Black box van de stedenbouw 3

 

Remise en perspective par Benoit Périlleux 

La difficulté pour les autorités est de devoir continuellement travailler dans l’urgence. Faire la balance entre les enjeux immédiats et plus longs termes n’est pas évident. Les Plans Particuliers d’Aménagement permettent d’esquisser une vision à plus long terme mais cela prend des lustres à rédiger.  

Il est essentiel à Bruxelles de sortir des droits acquis des développeurs. Les project lines et les réunions de projet sont loin d’être le retour de l’urbanisme clandestin, loin de là. Le bon aménagement des lieux (BAL) permet aux administrations et gouvernements d’aller au-delà des règles, ce qui n’est pas le cas partout. Mr Périlleux estime qu’il est légitime que les autorités poursuivent des objectifs qui dépassent parfois les cadres posés.  

La démocratie urbaine est sujette à énormément de discussions et demande plus de débats publics. Des débats de fond doivent être lancés sur certains sujets, par exemple, « on ne construit plus en intérieur d’ilot ». Que signifie précisément cette mesure qui est tombé en rien ?  

Avant de réfléchir au niveau réglementaire, une première chose serait d’avoir des lignes directrices qui ont fait l’objet d’un débat public. Cela permettra de cadrer les réformes nécessaires à plusieurs niveaux. 

 

Quel est encore la place des citoyens et des associations en bout de course ?

- Le BRAL

 

Réflexions du BRAL

Partir à la découverte de ce qui se cache derrière la « black box » a permis aux citoyens et aux experts d’échanger sur un pied d’égalité. Pourtant, il régnait très clairement une certaine lourdeur par moments. Les cadres réglementaires en vigueur n’inspirent plus confiance et la culture de la dérogation est encore fortement présente à Bruxelles. Les nombreuses grandes réformes lancées pendant la dernière législature n’ont pas toutes abouties et ne nous auraient pas spécialement protégé des dérives dénoncées depuis des décennies à Bruxelles.  

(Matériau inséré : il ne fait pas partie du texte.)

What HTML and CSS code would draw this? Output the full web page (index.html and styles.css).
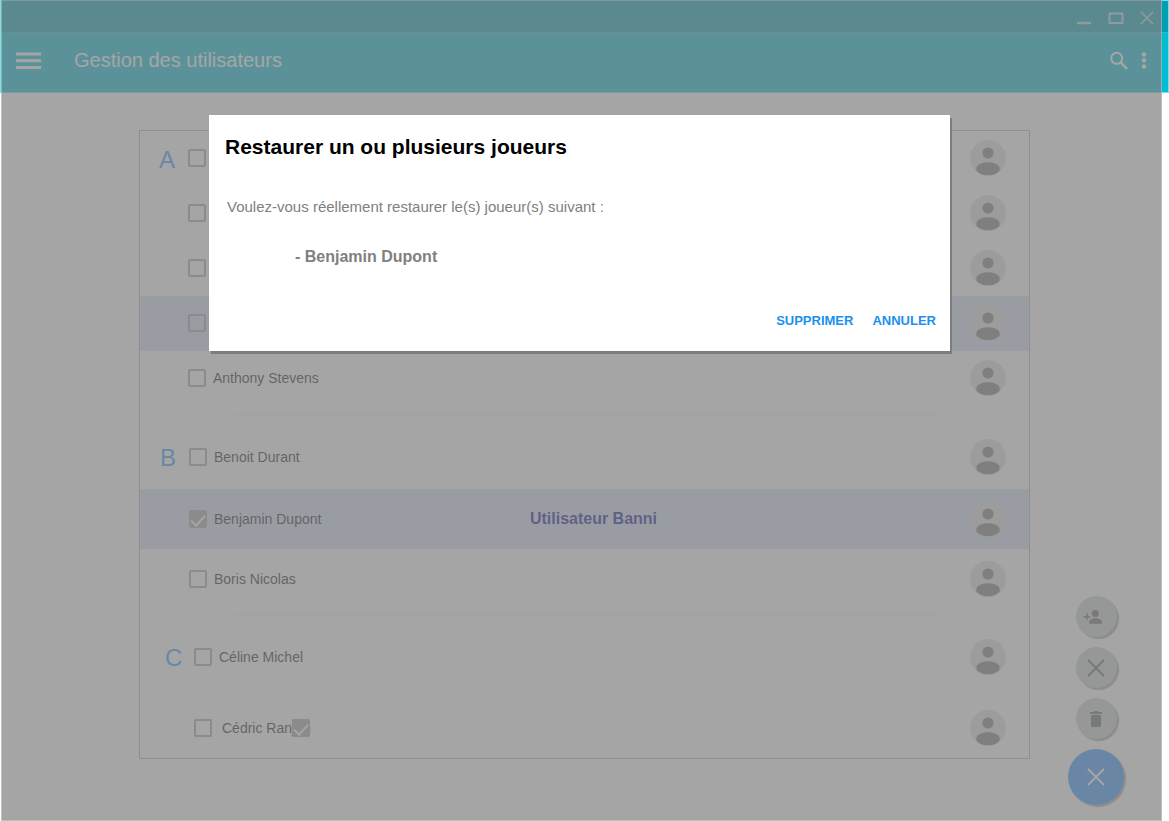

Au niveau de la transparence, nous estimons qu’un pas important est occupé à se faire à travers la formalisation de rencontres qui se déroulaient auparavent dans les coulisses. La tenue et la publication de PV est également une manière de réduire les fantasmes et les frustrations sur ces moments où le citoyen n’est pas convié.

Cependant, ces consultations officielles organisées à l'avance par le pouvoir public se succèdent. Les project lines, les concours et les réunions de projet sont des moments où des décisions sont prise loin de toute participation citoyenne. Quel est encore la place des citoyens et des associations en bout de course lors de la tenue de l’enquête publique et de la commission de concertation ? La réforme à venir du CoBAT doit se pencher sur cette question cruciale. Tout en préservant les mesures particulières de publicité traditionnelle en bout de course, entendre et tenir compte l’avis de la société civile fait partie du renforcement de la démocratie urbaine bruxelloise.